Records with interface code
--
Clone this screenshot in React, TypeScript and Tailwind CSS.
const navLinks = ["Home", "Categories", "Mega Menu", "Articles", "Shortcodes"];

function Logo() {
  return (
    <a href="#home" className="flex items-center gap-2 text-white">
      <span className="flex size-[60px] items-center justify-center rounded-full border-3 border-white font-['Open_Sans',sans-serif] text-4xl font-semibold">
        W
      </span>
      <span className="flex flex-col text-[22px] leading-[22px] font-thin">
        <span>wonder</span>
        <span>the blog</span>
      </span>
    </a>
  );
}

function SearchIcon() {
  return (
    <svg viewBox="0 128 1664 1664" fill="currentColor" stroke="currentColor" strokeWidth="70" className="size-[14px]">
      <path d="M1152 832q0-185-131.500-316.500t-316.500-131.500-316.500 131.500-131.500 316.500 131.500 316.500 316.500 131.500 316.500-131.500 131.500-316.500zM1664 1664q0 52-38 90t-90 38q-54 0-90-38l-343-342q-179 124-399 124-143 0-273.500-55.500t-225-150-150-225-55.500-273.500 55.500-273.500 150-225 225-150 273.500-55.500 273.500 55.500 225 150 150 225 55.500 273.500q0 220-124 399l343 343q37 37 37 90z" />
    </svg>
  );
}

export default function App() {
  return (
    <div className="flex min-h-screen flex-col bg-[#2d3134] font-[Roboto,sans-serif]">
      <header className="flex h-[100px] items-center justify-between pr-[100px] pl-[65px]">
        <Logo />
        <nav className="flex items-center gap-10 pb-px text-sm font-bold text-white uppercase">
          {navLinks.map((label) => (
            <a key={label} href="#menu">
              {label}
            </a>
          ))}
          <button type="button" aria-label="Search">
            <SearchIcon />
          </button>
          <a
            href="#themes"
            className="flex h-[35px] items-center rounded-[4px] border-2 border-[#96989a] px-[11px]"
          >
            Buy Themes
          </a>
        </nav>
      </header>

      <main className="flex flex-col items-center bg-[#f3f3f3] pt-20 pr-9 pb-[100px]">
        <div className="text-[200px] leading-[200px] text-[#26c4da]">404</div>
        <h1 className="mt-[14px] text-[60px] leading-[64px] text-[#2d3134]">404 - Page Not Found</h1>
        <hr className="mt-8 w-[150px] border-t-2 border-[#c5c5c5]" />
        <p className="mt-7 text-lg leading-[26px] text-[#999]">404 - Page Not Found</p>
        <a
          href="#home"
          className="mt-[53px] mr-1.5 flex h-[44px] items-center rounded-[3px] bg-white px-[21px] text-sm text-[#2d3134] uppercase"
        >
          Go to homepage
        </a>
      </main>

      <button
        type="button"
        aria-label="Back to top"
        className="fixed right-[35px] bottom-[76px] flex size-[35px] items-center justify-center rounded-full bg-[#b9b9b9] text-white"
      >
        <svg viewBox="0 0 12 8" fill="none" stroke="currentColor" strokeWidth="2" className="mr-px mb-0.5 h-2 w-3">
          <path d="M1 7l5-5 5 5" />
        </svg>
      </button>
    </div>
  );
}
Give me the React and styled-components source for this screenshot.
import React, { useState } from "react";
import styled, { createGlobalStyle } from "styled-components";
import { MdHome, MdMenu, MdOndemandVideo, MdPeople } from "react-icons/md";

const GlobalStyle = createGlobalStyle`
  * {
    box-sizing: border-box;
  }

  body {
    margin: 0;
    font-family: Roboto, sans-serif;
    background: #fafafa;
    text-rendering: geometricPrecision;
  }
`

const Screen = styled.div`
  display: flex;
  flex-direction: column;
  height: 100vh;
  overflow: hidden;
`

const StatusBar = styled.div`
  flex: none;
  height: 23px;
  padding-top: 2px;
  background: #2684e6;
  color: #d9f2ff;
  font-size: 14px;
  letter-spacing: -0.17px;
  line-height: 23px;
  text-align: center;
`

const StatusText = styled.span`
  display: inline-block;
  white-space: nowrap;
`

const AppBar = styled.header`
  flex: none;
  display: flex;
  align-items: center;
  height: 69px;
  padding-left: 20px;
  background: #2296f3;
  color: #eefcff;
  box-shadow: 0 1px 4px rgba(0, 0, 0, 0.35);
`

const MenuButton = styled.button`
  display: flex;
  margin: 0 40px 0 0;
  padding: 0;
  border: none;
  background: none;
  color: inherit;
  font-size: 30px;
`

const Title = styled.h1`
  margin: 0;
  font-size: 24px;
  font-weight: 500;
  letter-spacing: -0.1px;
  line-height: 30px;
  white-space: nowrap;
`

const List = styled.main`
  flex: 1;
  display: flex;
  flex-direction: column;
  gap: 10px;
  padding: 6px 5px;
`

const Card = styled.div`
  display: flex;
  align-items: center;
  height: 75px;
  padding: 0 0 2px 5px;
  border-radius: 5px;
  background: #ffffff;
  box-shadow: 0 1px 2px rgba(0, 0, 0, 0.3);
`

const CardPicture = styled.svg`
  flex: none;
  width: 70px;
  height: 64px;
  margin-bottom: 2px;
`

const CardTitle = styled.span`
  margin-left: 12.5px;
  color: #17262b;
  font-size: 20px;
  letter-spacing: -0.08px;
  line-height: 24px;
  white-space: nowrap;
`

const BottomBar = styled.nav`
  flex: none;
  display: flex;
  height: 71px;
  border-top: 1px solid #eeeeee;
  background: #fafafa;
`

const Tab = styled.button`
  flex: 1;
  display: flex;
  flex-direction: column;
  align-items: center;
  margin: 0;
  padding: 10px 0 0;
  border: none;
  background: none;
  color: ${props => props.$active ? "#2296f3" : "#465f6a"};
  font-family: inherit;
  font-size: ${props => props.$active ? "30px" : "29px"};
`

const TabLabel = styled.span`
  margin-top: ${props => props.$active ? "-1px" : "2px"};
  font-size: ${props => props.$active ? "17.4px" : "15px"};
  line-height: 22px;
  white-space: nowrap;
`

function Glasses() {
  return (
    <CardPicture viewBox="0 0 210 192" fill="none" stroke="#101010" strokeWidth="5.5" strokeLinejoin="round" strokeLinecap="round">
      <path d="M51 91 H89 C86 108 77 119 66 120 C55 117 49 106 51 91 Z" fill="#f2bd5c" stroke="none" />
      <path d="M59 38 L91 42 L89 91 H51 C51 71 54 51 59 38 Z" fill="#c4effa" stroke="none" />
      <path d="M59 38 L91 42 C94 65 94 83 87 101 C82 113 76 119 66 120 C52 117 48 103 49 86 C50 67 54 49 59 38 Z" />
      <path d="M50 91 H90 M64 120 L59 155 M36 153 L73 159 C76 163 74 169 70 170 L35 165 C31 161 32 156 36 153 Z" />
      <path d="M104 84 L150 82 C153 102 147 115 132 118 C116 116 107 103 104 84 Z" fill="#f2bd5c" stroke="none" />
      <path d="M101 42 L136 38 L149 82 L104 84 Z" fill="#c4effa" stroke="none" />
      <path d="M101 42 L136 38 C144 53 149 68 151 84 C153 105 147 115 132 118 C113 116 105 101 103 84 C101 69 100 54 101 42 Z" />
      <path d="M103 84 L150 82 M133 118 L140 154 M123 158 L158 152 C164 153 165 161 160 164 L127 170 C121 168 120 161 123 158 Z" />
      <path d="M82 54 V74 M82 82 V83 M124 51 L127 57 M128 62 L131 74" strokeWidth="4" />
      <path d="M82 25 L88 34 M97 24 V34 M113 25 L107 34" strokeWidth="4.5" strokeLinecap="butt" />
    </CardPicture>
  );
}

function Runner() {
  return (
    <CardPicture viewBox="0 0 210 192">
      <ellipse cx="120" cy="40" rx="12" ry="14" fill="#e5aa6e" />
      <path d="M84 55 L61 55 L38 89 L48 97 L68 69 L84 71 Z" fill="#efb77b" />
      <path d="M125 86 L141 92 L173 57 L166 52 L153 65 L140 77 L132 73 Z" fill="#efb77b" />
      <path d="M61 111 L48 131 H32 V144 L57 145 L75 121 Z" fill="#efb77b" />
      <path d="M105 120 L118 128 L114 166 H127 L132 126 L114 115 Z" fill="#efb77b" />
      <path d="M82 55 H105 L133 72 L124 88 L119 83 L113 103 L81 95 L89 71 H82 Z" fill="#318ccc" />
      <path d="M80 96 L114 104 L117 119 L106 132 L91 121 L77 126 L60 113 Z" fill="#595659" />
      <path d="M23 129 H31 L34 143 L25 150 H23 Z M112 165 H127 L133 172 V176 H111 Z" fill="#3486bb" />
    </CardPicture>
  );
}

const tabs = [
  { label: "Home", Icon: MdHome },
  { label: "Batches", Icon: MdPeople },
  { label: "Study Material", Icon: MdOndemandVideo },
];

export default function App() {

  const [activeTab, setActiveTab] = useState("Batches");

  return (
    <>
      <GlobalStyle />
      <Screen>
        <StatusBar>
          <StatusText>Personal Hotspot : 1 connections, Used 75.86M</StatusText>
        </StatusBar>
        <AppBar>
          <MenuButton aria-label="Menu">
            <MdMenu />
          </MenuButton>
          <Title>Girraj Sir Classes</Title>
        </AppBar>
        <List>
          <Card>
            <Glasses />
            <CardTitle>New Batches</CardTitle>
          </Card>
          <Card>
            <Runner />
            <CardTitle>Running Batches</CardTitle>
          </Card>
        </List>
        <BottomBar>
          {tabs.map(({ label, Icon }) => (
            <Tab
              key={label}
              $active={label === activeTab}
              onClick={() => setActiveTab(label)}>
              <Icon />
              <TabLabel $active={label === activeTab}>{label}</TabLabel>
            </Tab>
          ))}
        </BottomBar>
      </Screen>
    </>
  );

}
--
_EXERCISE DESCRIPTION_
In the entries above, find each line with the word "this" and show it.

_ANSWER BELOW_
Clone this screenshot in React, TypeScript and Tailwind CSS.
Give me the React and styled-components source for this screenshot.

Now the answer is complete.